Vasil (Vaso) Abashidze (ვასო (ვასილ) აბაშიძე; Васи́лий Абаши́дзе) (4 December 1854 – 9 October 1926) was a Georgian theater actor and a founder of a realistic acting tradition in Georgia.

==Career==
Born in Dusheti, Georgia, then part of Tiflis Governorate, Russian Empire, Abashidze worked as a teacher in Kutaisi and Azerbaijan. At the same time, he played for amateur theatre troupes in Kutaisi. In 1879, he joined the renewed professional Georgian dramatic troupe in Tiflis and featured in comedies by both Georgian and foreign authors. His best roles included Famusov (Griboyedov’s Woe from Wit), Khlestakov (Gogol’s The Government Inspector), Belogubov and Iusov (Alexander Ostrovsky’s A Lucrative Post), and Tartuffe and Argan (Molière’s The Imaginary Invalid).

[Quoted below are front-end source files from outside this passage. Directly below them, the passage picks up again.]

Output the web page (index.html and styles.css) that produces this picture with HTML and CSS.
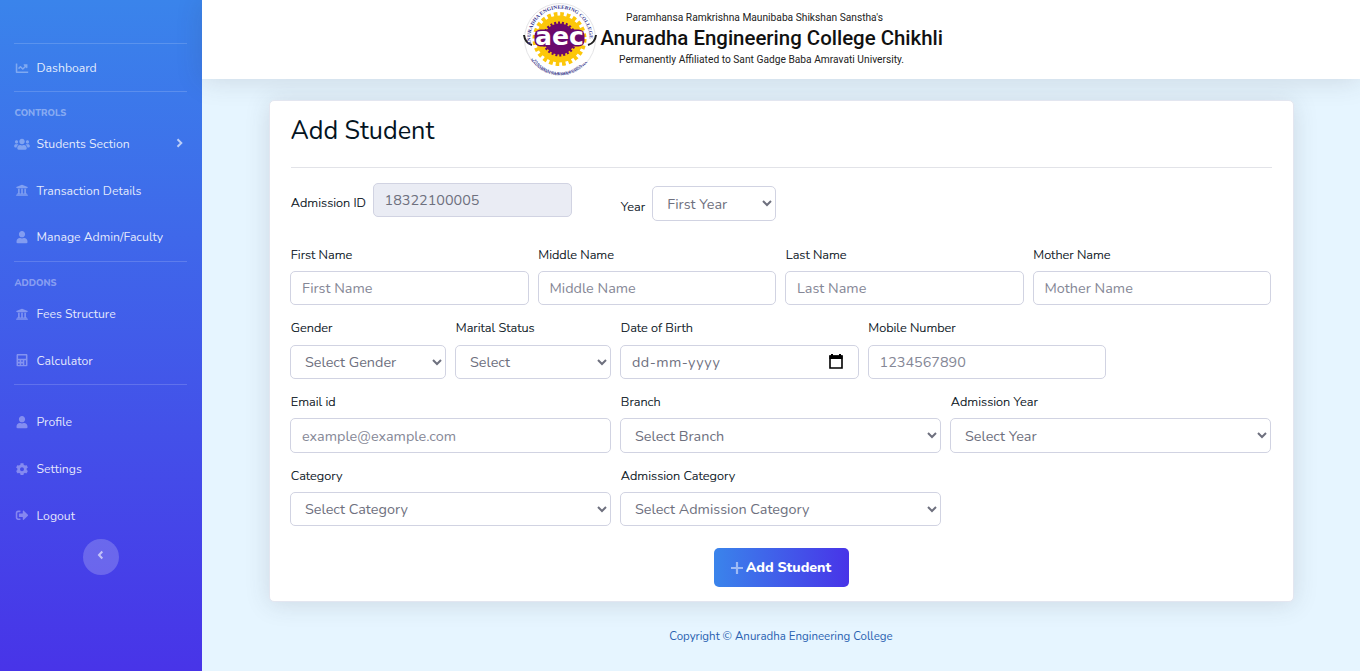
FILE: index.html
```html
<!DOCTYPE html>
<html lang="en">
<head>
<meta charset="utf-8">
<title>Add Student</title>
<link rel="stylesheet" href="styles.css">
</head>
<body>
<svg class="sprite" aria-hidden="true">
  <symbol id="chart" viewBox="0 0 512 512"><path d="M496 384H64V80c0-8.84-7.16-16-16-16H16C7.16 64 0 71.16 0 80v336c0 17.67 14.33 32 32 32h464c8.84 0 16-7.16 16-16v-32c0-8.84-7.16-16-16-16zM464 96H345.94c-21.38 0-32.09 25.85-16.97 40.97l32.4 32.4L288 242.75l-73.37-73.37c-12.5-12.5-32.76-12.5-45.25 0l-68.69 68.69c-6.25 6.25-6.25 16.38 0 22.63l22.62 22.62c6.25 6.25 16.38 6.25 22.63 0L192 237.25l73.37 73.37c12.5 12.5 32.76 12.5 45.25 0l96-96 32.4 32.4c15.12 15.12 40.97 4.41 40.97-16.97V112c.01-8.84-7.15-16-15.99-16z"/></symbol>
  <symbol id="users" viewBox="0 0 640 512"><path d="M96 224c35.3 0 64-28.7 64-64s-28.7-64-64-64-64 28.7-64 64 28.7 64 64 64zm448 0c35.3 0 64-28.7 64-64s-28.7-64-64-64-64 28.7-64 64 28.7 64 64 64zm32 32h-64c-17.6 0-33.5 7.1-45.1 18.6 40.3 22.1 68.9 62 75.1 109.4h66c17.7 0 32-14.3 32-32v-32c0-35.3-28.7-64-64-64zm-256 0c61.9 0 112-50.1 112-112S381.9 32 320 32 208 82.1 208 144s50.1 112 112 112zm76.8 32h-8.3c-20.8 10-43.9 16-68.5 16s-47.6-6-68.5-16h-8.3C179.6 288 128 339.6 128 403.2V432c0 26.5 21.5 48 48 48h288c26.5 0 48-21.5 48-48v-28.8c0-63.6-51.6-115.2-115.2-115.2zm-223.7-13.4C161.5 263.1 145.6 256 128 256H64c-35.3 0-64 28.7-64 64v32c0 17.7 14.3 32 32 32h65.9c6.3-47.4 34.9-87.3 75.2-109.4z"/></symbol>
  <symbol id="bank" viewBox="0 0 512 512"><path d="M496 128v16a8 8 0 0 1-8 8h-24v12c0 6.627-5.373 12-12 12H60c-6.627 0-12-5.373-12-12v-12H24a8 8 0 0 1-8-8v-16a8 8 0 0 1 4.941-7.392l232-88a7.996 7.996 0 0 1 6.118 0l232 88A8 8 0 0 1 496 128zm-24 304H40c-13.255 0-24 10.745-24 24v16a8 8 0 0 0 8 8h464a8 8 0 0 0 8-8v-16c0-13.255-10.745-24-24-24zM96 192v192H60c-6.627 0-12 5.373-12 12v20h416v-20c0-6.627-5.373-12-12-12h-36V192h-64v192h-64V192h-64v192h-64V192H96z"/></symbol>
  <symbol id="user" viewBox="0 0 448 512"><path d="M224 256c70.7 0 128-57.3 128-128S294.7 0 224 0 96 57.3 96 128s57.3 128 128 128zm89.6 32h-16.7c-22.2 10.2-46.9 16-72.9 16s-50.6-5.8-72.9-16h-16.7C60.2 288 0 348.2 0 422.4V464c0 26.5 21.5 48 48 48h352c26.5 0 48-21.5 48-48v-41.6c0-74.2-60.2-134.4-134.4-134.4z"/></symbol>
  <symbol id="calc" viewBox="0 0 448 512"><path fill-rule="evenodd" d="M400 0H48C22 0 0 22 0 48v416c0 26 22 48 48 48h352c26 0 48-22 48-48V48c0-26-22-48-48-48zM64 64h320v128H64zM64 256h64v64H64zM192 256h64v64h-64zM320 256h64v192h-64zM64 384h64v64H64zM192 384h64v64h-64z"/></symbol>
  <symbol id="cog" viewBox="0 0 512 512"><path d="M487.4 315.7l-42.6-24.6c4.3-23.2 4.3-47 0-70.2l42.6-24.6c4.9-2.8 7.1-8.6 5.5-14-11.1-35.6-30-67.8-54.7-94.6-3.8-4.1-10-5.1-14.8-2.3L380.8 110c-17.9-15.4-38.5-27.3-60.8-35.1V25.8c0-5.6-3.9-10.5-9.4-11.7-36.7-8.2-74.3-7.8-109.2 0-5.5 1.2-9.4 6.1-9.4 11.7V75c-22.2 7.9-42.8 19.8-60.8 35.1L88.7 85.5c-4.9-2.8-11-1.9-14.8 2.3-24.7 26.7-43.6 58.9-54.7 94.6-1.7 5.4.6 11.2 5.5 14L67.3 221c-4.3 23.2-4.3 47 0 70.2l-42.6 24.6c-4.9 2.8-7.1 8.6-5.5 14 11.1 35.6 30 67.8 54.7 94.6 3.8 4.1 10 5.1 14.8 2.3l42.6-24.6c17.9 15.4 38.5 27.3 60.8 35.1v49.2c0 5.6 3.9 10.5 9.4 11.7 36.7 8.2 74.3 7.8 109.2 0 5.5-1.2 9.4-6.1 9.4-11.7v-49.2c22.2-7.9 42.8-19.8 60.8-35.1l42.6 24.6c4.9 2.8 11 1.9 14.8-2.3 24.7-26.7 43.6-58.9 54.7-94.6 1.5-5.5-.7-11.3-5.6-14.1zM256 336c-44.1 0-80-35.9-80-80s35.9-80 80-80 80 35.9 80 80-35.9 80-80 80z"/></symbol>
  <symbol id="logout" viewBox="0 0 512 512"><path d="M497 273L329 441c-15 15-41 4.5-41-17v-96H152c-13.3 0-24-10.7-24-24v-96c0-13.3 10.7-24 24-24h136V88c0-21.4 25.9-32 41-17l168 168c9.3 9.4 9.3 24.6 0 34zM192 436v-40c0-6.6-5.4-12-12-12H96c-17.7 0-32-14.3-32-32V160c0-17.7 14.3-32 32-32h84c6.6 0 12-5.4 12-12V76c0-6.6-5.4-12-12-12H96c-53 0-96 43-96 96v192c0 53 43 96 96 96h84c6.6 0 12-5.4 12-12z"/></symbol>
</svg>
<div class="page">
  <nav class="sidebar">
    <hr>
    <a class="item"><svg><use href="#chart"/></svg><span>Dashboard</span></a>
    <hr>
    <div class="heading">CONTROLS</div>
    <a class="item"><svg><use href="#users"/></svg><span>Students Section</span>
      <svg class="more" viewBox="0 0 7 10"><path d="M1.500 1.200 5.300 5 1.500 8.800"/></svg></a>
    <a class="item"><svg><use href="#bank"/></svg><span>Transaction Details</span></a>
    <a class="item"><svg><use href="#user"/></svg><span>Manage Admin/Faculty</span></a>
    <hr class="raised">
    <div class="heading">ADDONS</div>
    <a class="item"><svg><use href="#bank"/></svg><span>Fees Structure</span></a>
    <a class="item"><svg><use href="#calc"/></svg><span>Calculator</span></a>
    <hr class="last">
    <a class="item"><svg><use href="#user"/></svg><span>Profile</span></a>
    <a class="item"><svg><use href="#cog"/></svg><span>Settings</span></a>
    <a class="item"><svg><use href="#logout"/></svg><span>Logout</span></a>
    <button class="toggle" aria-label="Collapse"><svg viewBox="0 0 7 10"><path d="M5.300 1.500 2 5 5.300 8.500"/></svg></button>
  </nav>
  <div class="main">
    <header class="topbar">
      <svg class="banner" width="424" height="74" viewBox="0 0 424 74">
        <defs>
          <path id="arcTop" d="M8.300 42A29.500 29.500 0 1 1 65.700 42"/>
          <path id="arcLow" d="M7 48A31 31 0 0 0 67 48"/>
          <path id="arcLow2" d="M4 49A35 35 0 0 0 70 49"/>
        </defs>
        <circle cx="37" cy="36" r="35.500" fill="#fff" stroke="#e4e4e6"/>
        <path d="M1 32Q2 40 9 42M73 32Q72 40 65 42" fill="none" stroke="#222" stroke-width="2"/>
        <circle cx="36.500" cy="36" r="23.500" fill="#fcc70a"/>
        <circle cx="36.500" cy="36" r="24.500" fill="none" stroke="#fcc70a" stroke-width="5" stroke-dasharray="3.600 2.814"/>
        <circle cx="36.500" cy="36" r="15.500" fill="#6b096c"/>
        <circle cx="36.500" cy="36" r="16" fill="none" stroke="#6b096c" stroke-width="3" stroke-dasharray="2 1.866"/>
        <text class="ring"><textPath href="#arcTop" textLength="100" lengthAdjust="spacingAndGlyphs">ANURADHA ENGINEERING COLLEGE</textPath></text>
        <text class="ring small"><textPath href="#arcLow" startOffset="10" textLength="54" lengthAdjust="spacingAndGlyphs">PARAMHANSA RAMKRISHNA</textPath></text>
        <text class="ring small"><textPath href="#arcLow2" startOffset="8" textLength="66" lengthAdjust="spacingAndGlyphs">MAUNIBABA SHIKSHAN SANSTHA</textPath></text>
        <rect x="11.500" y="26.500" width="50" height="17" rx="6" fill="#6b096c"/>
        <text class="aec" x="12" y="42" textLength="49" lengthAdjust="spacingAndGlyphs">aec</text>
        <text class="line" x="103" y="18" textLength="257" lengthAdjust="spacingAndGlyphs">Paramhansa Ramkrishna Maunibaba Shikshan Sanstha's</text>
        <text class="name" x="77.500" y="42" textLength="342.500" lengthAdjust="spacingAndGlyphs">Anuradha Engineering College Chikhli</text>
        <text class="line" x="96" y="59.500" textLength="285" lengthAdjust="spacingAndGlyphs">Permanently Affiliated to Sant Gadge Baba Amravati University.</text>
      </svg>
    </header>
    <section class="card">
      <h1>Add Student</h1>
      <form>
        <div class="inline"><label>Admission ID</label><input class="control id" value="18322100005" disabled></div>
        <div class="inline year"><label>Year</label><select class="control"><option>First Year</option></select></div>
        <div class="field three"><label>First Name</label><input class="control" placeholder="First Name"></div>
        <div class="field three"><label>Middle Name</label><input class="control" placeholder="Middle Name"></div>
        <div class="field three"><label>Last Name</label><input class="control" placeholder="Last Name"></div>
        <div class="field three"><label>Mother Name</label><input class="control" placeholder="Mother Name"></div>
        <div class="field two"><label>Gender</label><select class="control"><option>Select Gender</option></select></div>
        <div class="field two"><label>Marital Status</label><select class="control"><option>Select</option></select></div>
        <div class="field three"><label>Date of Birth</label><div class="control date"><span>dd-mm-yyyy</span>
          <svg width="14" height="15" viewBox="0 0 14 15"><path d="M1 2h12v12H1z" fill="none" stroke="#000" stroke-width="1.600"/><path d="M.5 1.500h13V5H.5zM2 0h2v2H2zM10 0h2v2h-2z"/></svg></div></div>
        <div class="field three"><label>Mobile Number</label><input class="control" placeholder="1234567890"></div>
        <div class="field four first"><label>Email id</label><input class="control" placeholder="example@example.com"></div>
        <div class="field four"><label>Branch</label><select class="control"><option>Select Branch</option></select></div>
        <div class="field four"><label>Admission Year</label><select class="control"><option>Select Year</option></select></div>
        <div class="field four"><label>Category</label><select class="control"><option>Select Category</option></select></div>
        <div class="field four"><label>Admission Category</label><select class="control"><option>Select Admission Category</option></select></div>
      </form>
      <button class="submit"><svg width="12" height="12" viewBox="0 0 12 12"><path d="M6 0v12M0 6h12"/></svg><span>Add Student</span></button>
    </section>
    <footer>Copyright © Anuradha Engineering College</footer>
  </div>
</div>
</body>
</html>
```
FILE: styles.css
```css
* { box-sizing: border-box; }
body { margin: 0; font-family: Nunito, Lato, sans-serif; font-size: 14.4px; color: #04141f; background: #e6f5ff; }
.sprite { display: none; }
.page { display: flex; height: 671px; overflow: hidden; }

.sidebar { width: 202px; flex: none; padding-top: 43px; background: linear-gradient(180deg, #3a84eb 0%, #4834e8 100%); display: flex; flex-direction: column; }
.sidebar hr { width: 173px; height: 1px; margin: 0 0 0 14px; border: 0; background: rgba(255,255,255,.16); flex: none; }
.sidebar hr.raised { margin-top: .4px; }
.sidebar hr.last { margin-bottom: 14px; }
.item { height: 46.7px; flex: none; padding: 1px 14px 0 14px; display: flex; align-items: center; color: rgba(255,255,255,.87); font-size: 12.24px; }
.item > svg { width: 16px; height: 12.5px; margin-right: 6.5px; fill: rgba(255,255,255,.35); flex: none; }
.item svg.more { width: 7px; height: 10px; margin: 0 5px 2px auto; fill: none; stroke: rgba(255,255,255,.65); stroke-width: 2; }
.heading { height: 28.5px; flex: none; padding: 14px 14.5px 0; font-size: 9.36px; line-height: 14px; font-weight: 800; color: rgba(255,255,255,.4); }
.toggle { width: 36px; height: 36px; flex: none; align-self: center; border: 0; border-radius: 50%; background: rgba(255,255,255,.2); padding: 0 1px 2px 0; }
.toggle svg { width: 7px; height: 10px; fill: none; stroke: rgba(255,255,255,.6); stroke-width: 2; }

.main { flex: 1; display: flex; flex-direction: column; }
.topbar { height: 79px; flex: none; background: #fff; box-shadow: 0 2px 25px rgba(58,59,69,.15); padding: 3px 0 0 321px; }
.banner { display: block; font-family: Roboto, sans-serif; }
.line { font-size: 11px; fill: #222; }
.name { font-size: 21px; font-weight: 500; fill: #111; }
.ring { font-family: "Liberation Serif", serif; font-weight: 700; font-size: 5px; fill: #35358e; }
.ring.small { font-size: 3px; }
.aec { font-family: "DejaVu Sans", sans-serif; font-weight: 700; font-size: 24px; fill: #fff; stroke: #6b096c; stroke-width: 1.5; paint-order: stroke; }

.card { width: 1025.5px; height: 501.5px; margin: 21px 0 0 66.5px; padding: 0 21.5px 0 21px; background: #fff; border: 1px solid #e3e6f0; border-radius: 5px; box-shadow: 0 2px 25px rgba(58,59,69,.15); display: flex; flex-direction: column; }
h1 { width: 981px; height: 67px; flex: none; margin: 0; padding-top: 14px; border-bottom: 1px solid #e2e3e8; font-size: 25.2px; line-height: 32px; font-weight: 400; }
form { width: 981px; flex: none; margin: 15px 0 0 -.5px; display: grid; grid-template-columns: repeat(12, 1fr); column-gap: 9px; grid-template-rows: 61.5px repeat(4, 73.7px); }
.two { grid-column: span 2; }
.three { grid-column: span 3; }
.four { grid-column: span 4; }
.first { grid-column: 1 / span 4; }
.inline { grid-column: span 4; display: flex; align-items: flex-start; gap: 7px; }
.inline label { padding-top: 11px; }
.inline .id { width: 199px; height: 34px; padding-left: 10.5px; }
.inline.year { grid-column: span 8; padding-top: 3px; }
.year label { padding-top: 12px; }
.year .control { width: 124px; height: 35px; }
.field { display: flex; flex-direction: column; min-width: 0; }
label { font-size: 12.8px; font-weight: 300; line-height: 19px; padding-left: .8px; white-space: nowrap; color: #000b14; -webkit-text-stroke: .15px #000b14; }
.field label { height: 26.5px; padding-top: 1.3px; }
.control { width: 100%; height: 34.3px; border: 1px solid #d1d3e2; border-radius: 5px; padding: 0 11px; background: #fff; color: #6e707e; font: 400 14.4px Nunito, Lato, sans-serif; outline: 0; }
select.control { padding: 0 10px; }
.control:disabled { background: #eaecf4; }
.control::placeholder { color: #858796; }
.date { display: flex; align-items: center; justify-content: space-between; padding-right: 15px; letter-spacing: .45px; }
.submit { width: 135px; height: 39px; flex: none; margin: 9px auto 0; border: 0; border-radius: 5px; background: linear-gradient(90deg, #3a84eb, #4834e8); color: #fff; font: 800 14.2px Nunito, Lato, sans-serif; display: flex; align-items: center; justify-content: center; gap: 3px; }
.submit path { stroke: rgba(255,255,255,.5); stroke-width: 2.2; }
footer { margin-top: 26.5px; text-align: center; font-size: 11.5px; line-height: 16px; color: #2860b0; }
```
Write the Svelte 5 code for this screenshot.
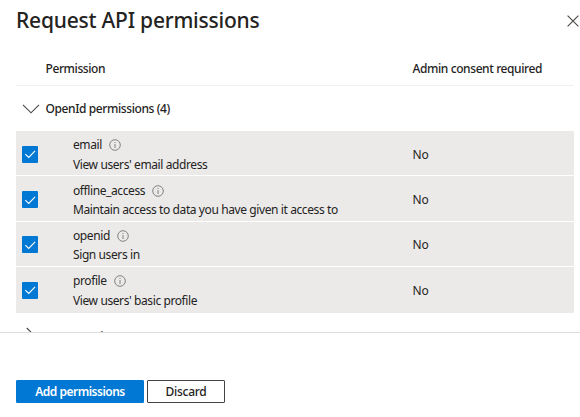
<script>
  const permissions = [
    { name: 'email', description: "View users' email address", consent: 'No' },
    { name: 'offline_access', description: 'Maintain access to data you have given it access to', consent: 'No' },
    { name: 'openid', description: 'Sign users in', consent: 'No' },
    { name: 'profile', description: "View users' basic profile", consent: 'No' }
  ];
</script>

<main class="panel">
  <header>
    <h1>Request API permissions</h1>
    <svg class="close" width="12" height="12" viewBox="0 0 12 12"><path d="M.6.6l10.8 10.8M11.4.6L.6 11.4" /></svg>
  </header>

  <div class="list">
    <div class="columns">
      <span class="first">Permission</span>
      <span>Admin consent required</span>
    </div>
    <div class="group">
      <svg width="18" height="10" viewBox="0 0 18 10"><path d="M1 .8l8 8 8-8" /></svg>
      <span>OpenId permissions (4)</span>
    </div>
    <div class="rows">
      {#each permissions as item}
        <div class="row">
          <span class="check">
            <svg width="16" height="16" viewBox="0 0 16 16"><path d="M3.3 8.1l3.4 3.3 6.4-6.6" /></svg>
          </span>
          <div class="detail">
            <div class="name">
              <span>{item.name}</span>
              <svg width="12" height="12" viewBox="0 0 12 12">
                <circle cx="6" cy="6" r="5.3" />
                <path d="M6 5v4M6 3v1" />
              </svg>
            </div>
            <div class="description">{item.description}</div>
          </div>
          <span class="consent">{item.consent}</span>
        </div>
      {/each}
    </div>
    <div class="next">
      <svg width="10" height="18" viewBox="0 0 10 18"><path d="M.8 1l8 8-8 8" /></svg>
      <span>AccessReview</span>
    </div>
  </div>

  <footer>
    <button class="primary">Add permissions</button>
    <button class="secondary">Discard</button>
  </footer>
</main>

<style>
  :global(body) { margin: 0; background: #fff; }
  .panel {
    width: 580px;
    height: 417px;
    overflow: hidden;
    display: flex;
    flex-direction: column;
    box-sizing: border-box;
    background: #fff;
    color: #242322;
    font: 12px/18px "Noto Sans", "Open Sans", sans-serif;
    letter-spacing: -0.4px;
  }
  svg { display: block; fill: none; stroke: #484644; stroke-width: 1.1; flex: none; }
  header {
    height: 54px;
    flex: none;
    display: flex;
    justify-content: space-between;
    padding: 0 1px 0 16px;
    box-sizing: border-box;
  }
  h1 { margin: 5px 0 0; font-size: 21px; line-height: 30px; font-weight: 500; letter-spacing: -0.22px; white-space: nowrap; }
  .close { margin-top: 15px; }
  .list { height: 278px; flex: none; overflow: hidden; padding: 0 6px 0 16px; }
  .columns {
    height: 32px;
    box-sizing: border-box;
    border-bottom: 1px solid #f1f0ef;
    display: flex;
    padding: 6px 0 0 29.5px;
    font-weight: 500;
  }
  .first { width: 367px; flex: none; }
  .group {
    height: 45px;
    display: flex;
    align-items: center;
    gap: 5.5px;
    padding-left: 6px;
    box-sizing: border-box;
    font-weight: 500;
  }
  .rows { display: flex; flex-direction: column; background: #ebeae9; }
  .row {
    height: 45.4px;
    box-sizing: border-box;
    border-bottom: 1px solid #fff;
    display: flex;
    align-items: center;
    padding: 3px 0 0 6px;
  }
  .row:last-child { border-bottom-color: #ebeae9; }
  .check { width: 16px; height: 17px; margin-bottom: 1px; display: flex; align-items: center; background: #0078d4; border-radius: 1px; }
  .check svg { stroke: #fff; }
  .detail { width: 339.5px; margin-left: 35px; flex: none; }
  .name { display: flex; align-items: center; gap: 7.3px; height: 19px; }
  .name svg { stroke: #797775; stroke-width: 0.9; }
  .description { height: 19px; line-height: 19px; }
  .consent { letter-spacing: -0.2px; }
  .next { display: flex; gap: 9px; padding: 14px 0 0 10px; font-weight: 500; }
  .next span { margin-top: 1px; }
  footer {
    height: 85px;
    box-sizing: border-box;
    border-top: 1px solid #dedddc;
    display: flex;
    gap: 3px;
    padding: 47px 0 0 16px;
  }
  button {
    height: 23px;
    box-sizing: border-box;
    padding: 0;
    border: 1px solid #444;
    border-radius: 1px;
    font: inherit;
    letter-spacing: -0.25px;
    line-height: 20px;
    font-weight: 500;
    color: #242322;
    background: #fff;
  }
  .primary { width: 128px; border-color: #0078d4; background: #0078d4; color: #fff; font-weight: 600; letter-spacing: -0.5px; }
  .secondary { width: 78px; }
</style>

He translated and adapted over 42 comedies and vaudevilles, and in 1885 he founded the theatrical paper Teatri ("The Theater"). In 1922, he was granted the title of People's Artist by Soviet Georgia. Abashidze's name has been given to the Tbilisi Music and Drama State Theatre. He died in Tbilisi and he is buried at the Mtatsminda Pantheon of Writers and Public Figures.

==Family==
In 1879 he married the actress Mako Saparova (1860–1940), later People's Artist of Georgia (1925). Their daughter Anastasia (Taso) Abashidze (1881–1958) was also a theatre actress.